The Trumbull and the Eliot

By Philip Weiss

Some unsporting reflections:

On the other coast, Charles O. Finley is trying to get it on with Alvin Dark again after a six-year estrangement. From here it looks like the beginning of another beautiful love/hate relationship. The South did not let Alvin into the world without leaving its stamp on the boy; he may lack Charles's sense of the Barnumesque, but his candor is just as notorious. I give the first round to Charles just for getting Alvin to step into Kangaroo shoes. But the last laugh is on Charles too: even Alvin's presence don't make the A's more than a dark horse to take the Orioles for the pennant.

Alvin made the big time for the Boston Braves at shortstop in 1948, taking the rookie of the year (then for both leagues) with a .322 average. Alvin was tight with second baseman Eddie Stanky and both of them went to the Giants, who took the pennant in 1951.

Alvin's old-school brand of charm is a welcome change from the modish mustachio of Dick Williams. He spent a lot of time under Leo Durocher for the Giants, and emerged in his own right as a manager for "Frisco in 1962-64. He took over Finley's Kansas City Athletics in 1966 and broke with Charles in 1968, whereupon he flew to the Indians. Alvin never got along that well with management, and GM Gabe Paul ousted him in 1970. He reminds me a lot of Hank Bauer, the crusty if effective skipper of the O's in the mid-60s.

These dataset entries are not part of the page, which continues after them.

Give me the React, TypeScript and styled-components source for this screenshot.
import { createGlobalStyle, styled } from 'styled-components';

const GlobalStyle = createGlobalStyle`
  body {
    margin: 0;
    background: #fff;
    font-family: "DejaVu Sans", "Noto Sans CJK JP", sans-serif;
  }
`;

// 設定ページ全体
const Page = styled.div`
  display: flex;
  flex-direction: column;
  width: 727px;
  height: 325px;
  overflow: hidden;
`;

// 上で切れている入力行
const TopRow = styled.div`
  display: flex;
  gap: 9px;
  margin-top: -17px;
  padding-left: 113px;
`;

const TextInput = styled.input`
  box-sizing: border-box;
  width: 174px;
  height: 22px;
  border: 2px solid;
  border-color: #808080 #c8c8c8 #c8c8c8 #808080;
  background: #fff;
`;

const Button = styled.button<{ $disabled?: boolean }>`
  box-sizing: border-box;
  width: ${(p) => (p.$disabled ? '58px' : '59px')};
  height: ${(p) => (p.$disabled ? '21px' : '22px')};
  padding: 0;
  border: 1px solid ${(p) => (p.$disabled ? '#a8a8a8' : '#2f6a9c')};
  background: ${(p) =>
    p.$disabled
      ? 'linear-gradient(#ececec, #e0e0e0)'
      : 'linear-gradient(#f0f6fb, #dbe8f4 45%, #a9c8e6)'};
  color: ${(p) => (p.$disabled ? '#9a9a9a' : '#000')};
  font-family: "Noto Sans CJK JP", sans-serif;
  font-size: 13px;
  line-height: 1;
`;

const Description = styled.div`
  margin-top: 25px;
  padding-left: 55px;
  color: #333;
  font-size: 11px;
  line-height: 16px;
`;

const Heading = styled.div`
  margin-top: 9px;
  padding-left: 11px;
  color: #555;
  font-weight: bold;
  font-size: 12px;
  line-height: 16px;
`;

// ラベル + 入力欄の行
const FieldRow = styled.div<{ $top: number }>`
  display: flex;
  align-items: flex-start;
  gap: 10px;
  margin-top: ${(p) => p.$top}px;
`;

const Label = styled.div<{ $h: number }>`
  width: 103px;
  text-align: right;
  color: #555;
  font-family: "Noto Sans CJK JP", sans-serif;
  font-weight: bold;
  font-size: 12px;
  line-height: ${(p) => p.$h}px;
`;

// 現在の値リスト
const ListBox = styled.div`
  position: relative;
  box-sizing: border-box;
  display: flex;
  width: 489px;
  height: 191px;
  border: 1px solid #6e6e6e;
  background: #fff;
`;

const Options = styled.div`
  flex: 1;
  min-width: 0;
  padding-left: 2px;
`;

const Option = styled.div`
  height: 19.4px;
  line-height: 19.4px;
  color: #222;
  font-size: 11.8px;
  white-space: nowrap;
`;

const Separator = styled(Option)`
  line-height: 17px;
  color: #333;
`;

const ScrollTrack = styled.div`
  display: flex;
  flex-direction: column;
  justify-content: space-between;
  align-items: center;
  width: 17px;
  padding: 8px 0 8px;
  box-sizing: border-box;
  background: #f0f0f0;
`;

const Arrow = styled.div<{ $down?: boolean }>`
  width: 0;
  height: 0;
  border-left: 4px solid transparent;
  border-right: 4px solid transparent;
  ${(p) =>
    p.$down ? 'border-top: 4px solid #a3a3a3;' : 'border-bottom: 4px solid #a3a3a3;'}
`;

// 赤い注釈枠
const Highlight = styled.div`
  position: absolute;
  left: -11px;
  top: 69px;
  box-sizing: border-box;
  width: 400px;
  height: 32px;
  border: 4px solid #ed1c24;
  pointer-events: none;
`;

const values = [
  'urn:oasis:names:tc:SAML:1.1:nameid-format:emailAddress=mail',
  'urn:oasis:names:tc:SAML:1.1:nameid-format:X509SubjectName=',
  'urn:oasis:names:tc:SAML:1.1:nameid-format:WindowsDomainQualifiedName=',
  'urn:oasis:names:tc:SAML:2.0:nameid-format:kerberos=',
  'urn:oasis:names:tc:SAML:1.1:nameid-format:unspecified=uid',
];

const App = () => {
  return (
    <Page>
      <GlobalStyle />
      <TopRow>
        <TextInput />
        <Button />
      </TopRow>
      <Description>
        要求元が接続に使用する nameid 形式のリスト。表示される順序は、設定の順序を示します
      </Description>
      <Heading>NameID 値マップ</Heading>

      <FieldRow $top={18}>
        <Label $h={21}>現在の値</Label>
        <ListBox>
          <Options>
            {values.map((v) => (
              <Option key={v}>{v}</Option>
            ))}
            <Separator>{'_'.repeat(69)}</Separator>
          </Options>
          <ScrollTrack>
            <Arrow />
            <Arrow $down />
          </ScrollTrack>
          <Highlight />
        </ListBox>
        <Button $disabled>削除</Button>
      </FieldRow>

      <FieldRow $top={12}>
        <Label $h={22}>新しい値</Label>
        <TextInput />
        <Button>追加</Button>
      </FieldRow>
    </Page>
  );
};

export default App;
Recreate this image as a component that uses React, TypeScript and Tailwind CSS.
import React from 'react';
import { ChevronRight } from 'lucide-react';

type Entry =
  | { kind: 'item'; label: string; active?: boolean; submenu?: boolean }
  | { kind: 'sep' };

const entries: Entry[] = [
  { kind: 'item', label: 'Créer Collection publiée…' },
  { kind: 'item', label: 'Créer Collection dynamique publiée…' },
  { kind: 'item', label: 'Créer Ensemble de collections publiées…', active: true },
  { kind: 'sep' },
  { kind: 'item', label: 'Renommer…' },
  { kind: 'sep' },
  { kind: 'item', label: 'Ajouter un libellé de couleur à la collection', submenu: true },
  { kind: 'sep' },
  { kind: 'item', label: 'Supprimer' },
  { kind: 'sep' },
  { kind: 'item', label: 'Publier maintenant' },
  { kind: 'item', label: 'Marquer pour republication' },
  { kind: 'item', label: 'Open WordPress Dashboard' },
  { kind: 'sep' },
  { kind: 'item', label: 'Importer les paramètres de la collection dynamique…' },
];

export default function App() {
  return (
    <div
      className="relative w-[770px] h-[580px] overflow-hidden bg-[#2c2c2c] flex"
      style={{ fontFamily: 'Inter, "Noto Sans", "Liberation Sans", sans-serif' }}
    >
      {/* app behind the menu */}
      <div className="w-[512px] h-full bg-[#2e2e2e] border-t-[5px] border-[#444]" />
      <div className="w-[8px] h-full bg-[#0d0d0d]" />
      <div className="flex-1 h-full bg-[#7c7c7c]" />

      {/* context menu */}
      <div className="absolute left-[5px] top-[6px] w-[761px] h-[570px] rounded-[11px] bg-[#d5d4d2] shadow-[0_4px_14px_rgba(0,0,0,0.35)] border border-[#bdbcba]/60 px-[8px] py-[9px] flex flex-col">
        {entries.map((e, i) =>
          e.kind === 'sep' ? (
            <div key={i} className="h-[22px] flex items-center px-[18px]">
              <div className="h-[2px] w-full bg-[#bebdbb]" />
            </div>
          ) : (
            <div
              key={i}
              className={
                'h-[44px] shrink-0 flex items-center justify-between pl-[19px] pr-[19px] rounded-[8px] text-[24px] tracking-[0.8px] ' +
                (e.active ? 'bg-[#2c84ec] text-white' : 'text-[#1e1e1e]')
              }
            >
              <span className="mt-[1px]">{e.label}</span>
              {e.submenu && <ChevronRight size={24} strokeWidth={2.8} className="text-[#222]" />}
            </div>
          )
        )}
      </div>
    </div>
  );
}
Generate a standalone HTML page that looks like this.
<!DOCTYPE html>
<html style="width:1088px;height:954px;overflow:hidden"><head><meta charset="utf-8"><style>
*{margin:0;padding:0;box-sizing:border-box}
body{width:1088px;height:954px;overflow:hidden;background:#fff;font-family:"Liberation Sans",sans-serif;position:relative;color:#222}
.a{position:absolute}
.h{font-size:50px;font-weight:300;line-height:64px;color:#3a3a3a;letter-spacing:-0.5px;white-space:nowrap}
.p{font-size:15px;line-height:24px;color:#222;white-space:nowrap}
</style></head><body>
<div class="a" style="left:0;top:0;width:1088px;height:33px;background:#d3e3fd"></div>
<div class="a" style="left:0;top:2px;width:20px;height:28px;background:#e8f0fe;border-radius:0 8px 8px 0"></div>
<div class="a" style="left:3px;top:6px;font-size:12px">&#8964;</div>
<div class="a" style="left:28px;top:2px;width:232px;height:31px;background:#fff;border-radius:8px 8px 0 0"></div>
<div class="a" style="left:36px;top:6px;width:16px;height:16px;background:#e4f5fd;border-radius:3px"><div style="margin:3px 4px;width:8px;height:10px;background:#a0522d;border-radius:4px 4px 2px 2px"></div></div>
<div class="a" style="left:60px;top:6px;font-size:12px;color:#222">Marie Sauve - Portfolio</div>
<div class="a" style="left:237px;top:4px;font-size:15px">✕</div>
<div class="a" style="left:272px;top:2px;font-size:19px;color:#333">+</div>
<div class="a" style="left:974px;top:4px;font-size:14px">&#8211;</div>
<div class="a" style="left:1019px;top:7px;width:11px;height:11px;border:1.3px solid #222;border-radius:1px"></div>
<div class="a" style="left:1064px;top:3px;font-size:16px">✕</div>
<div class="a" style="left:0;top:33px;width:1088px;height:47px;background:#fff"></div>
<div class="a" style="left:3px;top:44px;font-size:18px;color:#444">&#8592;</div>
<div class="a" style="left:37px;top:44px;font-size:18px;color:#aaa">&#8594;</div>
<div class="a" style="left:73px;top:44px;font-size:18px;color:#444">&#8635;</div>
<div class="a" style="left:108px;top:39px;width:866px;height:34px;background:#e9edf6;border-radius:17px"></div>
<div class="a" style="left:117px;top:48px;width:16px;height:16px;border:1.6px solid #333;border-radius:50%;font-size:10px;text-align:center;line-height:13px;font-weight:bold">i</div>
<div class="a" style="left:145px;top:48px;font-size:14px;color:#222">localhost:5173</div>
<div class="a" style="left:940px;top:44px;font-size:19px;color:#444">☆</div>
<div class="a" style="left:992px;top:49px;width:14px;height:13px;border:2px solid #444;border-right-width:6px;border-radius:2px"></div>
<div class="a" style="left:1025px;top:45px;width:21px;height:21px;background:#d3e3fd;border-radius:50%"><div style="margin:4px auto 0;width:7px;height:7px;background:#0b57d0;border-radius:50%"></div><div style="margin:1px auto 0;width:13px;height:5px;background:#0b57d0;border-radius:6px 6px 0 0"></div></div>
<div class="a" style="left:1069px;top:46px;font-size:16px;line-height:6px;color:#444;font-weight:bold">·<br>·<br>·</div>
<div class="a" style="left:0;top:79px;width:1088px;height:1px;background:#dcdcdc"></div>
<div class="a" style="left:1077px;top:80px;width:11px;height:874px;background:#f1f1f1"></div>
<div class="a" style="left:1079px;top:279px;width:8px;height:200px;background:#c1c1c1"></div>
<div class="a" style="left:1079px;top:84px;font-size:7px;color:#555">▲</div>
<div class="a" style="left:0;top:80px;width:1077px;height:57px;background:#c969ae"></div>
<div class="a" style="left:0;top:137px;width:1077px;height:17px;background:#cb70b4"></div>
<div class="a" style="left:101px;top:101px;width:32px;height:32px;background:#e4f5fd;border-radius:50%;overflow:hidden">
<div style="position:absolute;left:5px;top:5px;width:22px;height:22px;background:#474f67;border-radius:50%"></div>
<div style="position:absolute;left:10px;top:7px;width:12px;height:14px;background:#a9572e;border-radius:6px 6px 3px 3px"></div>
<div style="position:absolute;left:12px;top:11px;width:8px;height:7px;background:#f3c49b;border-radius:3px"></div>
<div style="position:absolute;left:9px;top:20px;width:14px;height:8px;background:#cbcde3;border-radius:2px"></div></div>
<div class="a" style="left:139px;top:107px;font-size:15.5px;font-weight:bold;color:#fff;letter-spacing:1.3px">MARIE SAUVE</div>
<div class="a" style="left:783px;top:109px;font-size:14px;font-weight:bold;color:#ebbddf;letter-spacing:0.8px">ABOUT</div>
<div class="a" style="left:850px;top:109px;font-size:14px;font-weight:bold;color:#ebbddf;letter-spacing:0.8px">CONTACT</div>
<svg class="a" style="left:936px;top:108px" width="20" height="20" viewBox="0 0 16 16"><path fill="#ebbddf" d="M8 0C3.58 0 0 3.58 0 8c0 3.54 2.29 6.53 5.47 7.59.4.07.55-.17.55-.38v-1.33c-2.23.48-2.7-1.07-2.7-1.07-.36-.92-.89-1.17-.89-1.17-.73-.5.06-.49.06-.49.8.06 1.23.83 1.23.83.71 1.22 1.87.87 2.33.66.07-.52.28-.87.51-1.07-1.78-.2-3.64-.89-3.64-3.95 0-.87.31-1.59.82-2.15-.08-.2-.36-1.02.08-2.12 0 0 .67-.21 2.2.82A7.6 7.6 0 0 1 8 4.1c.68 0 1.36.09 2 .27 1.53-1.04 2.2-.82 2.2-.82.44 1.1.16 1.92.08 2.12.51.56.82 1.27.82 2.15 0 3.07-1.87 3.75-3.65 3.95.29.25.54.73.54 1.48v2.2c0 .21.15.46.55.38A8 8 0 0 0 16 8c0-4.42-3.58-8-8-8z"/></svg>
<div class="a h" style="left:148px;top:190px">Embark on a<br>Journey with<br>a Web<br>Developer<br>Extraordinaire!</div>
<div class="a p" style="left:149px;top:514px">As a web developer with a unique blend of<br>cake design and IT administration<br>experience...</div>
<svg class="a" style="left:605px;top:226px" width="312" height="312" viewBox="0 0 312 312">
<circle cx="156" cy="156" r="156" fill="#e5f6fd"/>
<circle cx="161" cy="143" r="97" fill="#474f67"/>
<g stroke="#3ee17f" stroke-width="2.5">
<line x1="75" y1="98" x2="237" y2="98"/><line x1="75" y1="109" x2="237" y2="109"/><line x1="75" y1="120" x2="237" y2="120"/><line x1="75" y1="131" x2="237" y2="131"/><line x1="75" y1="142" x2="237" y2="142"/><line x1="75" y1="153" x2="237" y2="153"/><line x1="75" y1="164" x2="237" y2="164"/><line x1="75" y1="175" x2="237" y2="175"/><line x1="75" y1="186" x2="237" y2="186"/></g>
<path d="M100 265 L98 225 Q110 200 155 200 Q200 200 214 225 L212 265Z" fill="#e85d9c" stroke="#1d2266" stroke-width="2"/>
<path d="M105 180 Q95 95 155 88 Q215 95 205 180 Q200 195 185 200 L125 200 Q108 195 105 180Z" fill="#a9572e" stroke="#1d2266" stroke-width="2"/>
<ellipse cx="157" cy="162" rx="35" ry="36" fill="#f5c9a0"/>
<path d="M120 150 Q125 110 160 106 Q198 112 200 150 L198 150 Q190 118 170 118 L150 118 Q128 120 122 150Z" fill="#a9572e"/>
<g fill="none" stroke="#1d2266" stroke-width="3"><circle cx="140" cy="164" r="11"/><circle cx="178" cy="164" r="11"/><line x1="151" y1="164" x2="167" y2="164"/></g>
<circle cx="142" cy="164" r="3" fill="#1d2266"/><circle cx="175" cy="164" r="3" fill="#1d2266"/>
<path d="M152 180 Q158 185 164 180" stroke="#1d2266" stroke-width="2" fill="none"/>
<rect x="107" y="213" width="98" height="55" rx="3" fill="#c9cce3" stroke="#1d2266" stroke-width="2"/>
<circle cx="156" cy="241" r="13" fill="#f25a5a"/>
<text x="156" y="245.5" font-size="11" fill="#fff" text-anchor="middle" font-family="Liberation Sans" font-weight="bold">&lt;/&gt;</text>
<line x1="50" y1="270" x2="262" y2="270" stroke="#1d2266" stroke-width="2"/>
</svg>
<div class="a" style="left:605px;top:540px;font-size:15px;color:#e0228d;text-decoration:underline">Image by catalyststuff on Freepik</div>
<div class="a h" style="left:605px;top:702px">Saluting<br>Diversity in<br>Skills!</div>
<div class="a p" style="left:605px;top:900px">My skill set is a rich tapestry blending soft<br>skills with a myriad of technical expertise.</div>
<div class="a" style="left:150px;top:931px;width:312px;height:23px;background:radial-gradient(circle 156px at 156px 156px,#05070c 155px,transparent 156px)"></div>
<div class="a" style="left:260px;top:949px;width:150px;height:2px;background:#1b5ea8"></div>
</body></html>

Alvin may be a character, but a return to the Dark Ages has its drawbacks. Alvin is famous for saying, after the seventh game of the 1963 Series when his Giants fell to the Yankees, 1-0, that black and Latin American players can't hit in the clutch. Reggie Jackson, who emerged under Alvin's tutelage in the late-60s, says the man has the right kind of mind for baseball, but the man's allegedly dictatorial and racist attitude towards Orlando Cepeda certainly hobbled the Baby Cull during his early years.

In these climes, though, the diamonds are iced over, and baseball-mongers must stay indoors drumming things with their hands. Some play squash and others play handball and now I want to talk about the difference between the two.

Squash, I was once told, was developed by long-of-tooth monks who sublimated the vestiges of their earthly desires by slamming a little black ball with a racket against a wall. Now it is played by preppies in white shorts.

Once a lad from Exeter ventured to ask me, Where did Handball originate? Why, I said, the most neolithic of our ancestors could hardly have resisted the impulse to bounce the nearest spheroid off the nearest rock face. If you had given him a racket, he would have burned it.

But squash is different. Squash players still play with rackets, and I am told they don't even sweat. Handball is much more honest.

Yet, how Harvard compromises the artist. We handball players must spurn the ivied walls and swat out our existences in sterile squash courts.